Irreverent Rules to Live by #1 & #2.
There's an amazing book called Rockin' Steady by the great New York Knicks guard Walt "Clyde" Frazier that documents his best learned rules of modern (70's) etiquette. If you ever find it in a used bookstore, or see it for sale on the street corner, do yourself a favor and pick it up. Although you won't be able to incorporate much of his dated advice into your daily routine, you might be inspired to jot down your own social guidelines. If you've lived a rich enough life, it might come distantly close to that of Clyde's.
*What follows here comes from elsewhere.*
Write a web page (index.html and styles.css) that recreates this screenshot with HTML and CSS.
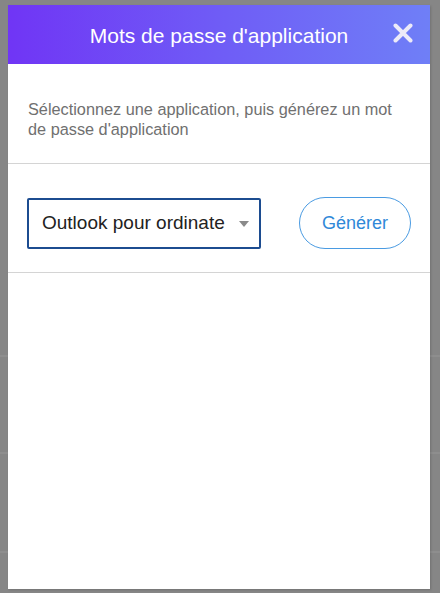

So in that spirit, here's some of the only rules I've learned that are worthy of passing on to future generations or stuffing into time capsules. If I can remember who taught me these, I'll give due credit. Observe:
1. Drew once told me that, because it was his greatest and most defining performance, Ben Kingsley should always be referred to as "Gandhi". So you should have no problem in casual conversation saying, "Wasn't Gandhi great in Sexy Beast?" or "Liam Neeson was good, but Gandhi was the real star of Schindler's List."Those should get you thrown out of a few after-parties.
2. From my friend Mac, via a close friend of his, whenever you meet someone famous, think of the worst thing they've done and ask them if that was them. For example, if you meet Joel Schumacher, be sure to say, "Joel Schumacher... Didn't you do D.C. Cab with Mr. T?" Or if you meet Ice-T say, "Weren't you in Breakin' and Breakin' 2 Electric Boogaloo?"